Earlier in the morning, as the Belgenland drew near shore, it had been boarded by what seemed to be the hungriest crew of newspapermen that ever pounced on a foreign celebrity. Prof. Einstein, accompanied by his wife, and by his assistant Dr. Walter Mayer, emerged. He was greeted by Dr. von Levinsky, German Consul General and by Dr. Carl Schwartz, local German consul. Hendrik Van Loon, celebrated historian, and a fellow-passenger, completed the titanic bodyguard.

Prof. Einstein had evidently prepared himself for the ordeal. He remained affable. He answered, or rather cleverly side-tracked, all questions. Such “scientific” queries as “can you define the fourth-dimension in one word?” he gaily parried, saying, “I am not a spiritualist!” His laughter was more easy than that of anyone else in the room. His wife’s laughter, too, was free, and long, and good to hear.

Prof. Einstein said that it would take him three days to give a “popular” explanatioin of his theory of relativity, but he reassured those present, insisting that this theory, or any other philosophic conception, could have “no effect whatsoever on the course of civilization.”

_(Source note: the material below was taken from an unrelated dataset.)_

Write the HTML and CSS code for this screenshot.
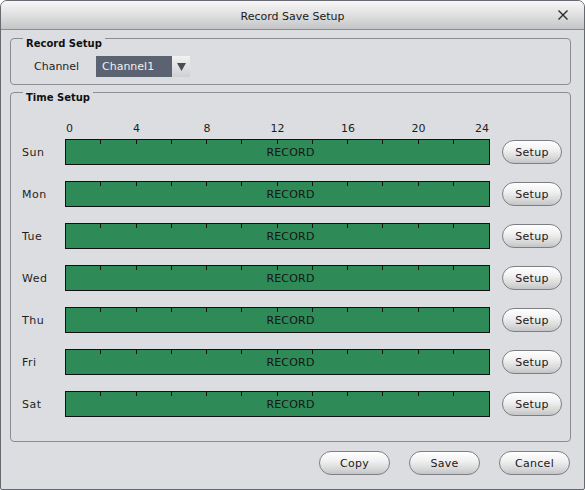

He was asked of the force of religion in promoting world peace. “So far,” he said, “it seems to me religion has been of no help in promoting peace, but of course I am no prophet.”


Someone asked him what he thought of Hitler. “I’m no friend of his!” he said, and chuckled. Dr. Mayer amplified the Professor’s statement, saying it was his belief that the anti-Semitic utterances of the Hitlerites were not truly representative of German feeling.

Prof. Einstein said, “Hitler is living on the empty stomach of the German people. The instant that stomach is filled, Hitler’s party will find no more do.”

Then Prof. Einstein was urged to pose for the talkies. He balked. He wouldn’t talk. At last he consented to pose, but insisted that his wife and his assistant, and some friends on board go with him. “I can’t do it alone,” he pleaded. He stood for the talkies, his fine white hair blowing in the cold morning wind. His massive head, in the open of the deck, was strangely powerful. One didn’t need to know he was Prof. Einstein to realize he was a man of genius. To look at the head was enough.

After that, he was rushed into the drawing room to speak his welcome to America. George M. Hyman, executive secretary of Avukah, said, “Professor Einstein is first and foremost a student, and it is a deep satisfaction to know that he unites with American professors and other university authorities in showing his interest in our movement.”

Prof. Einstein will remain on the Belgenland as it waits over in New York for four days. Then he will proceed to Pasadena. He will remain in America altogether about six weeks, consulting with mathematicians and physicists.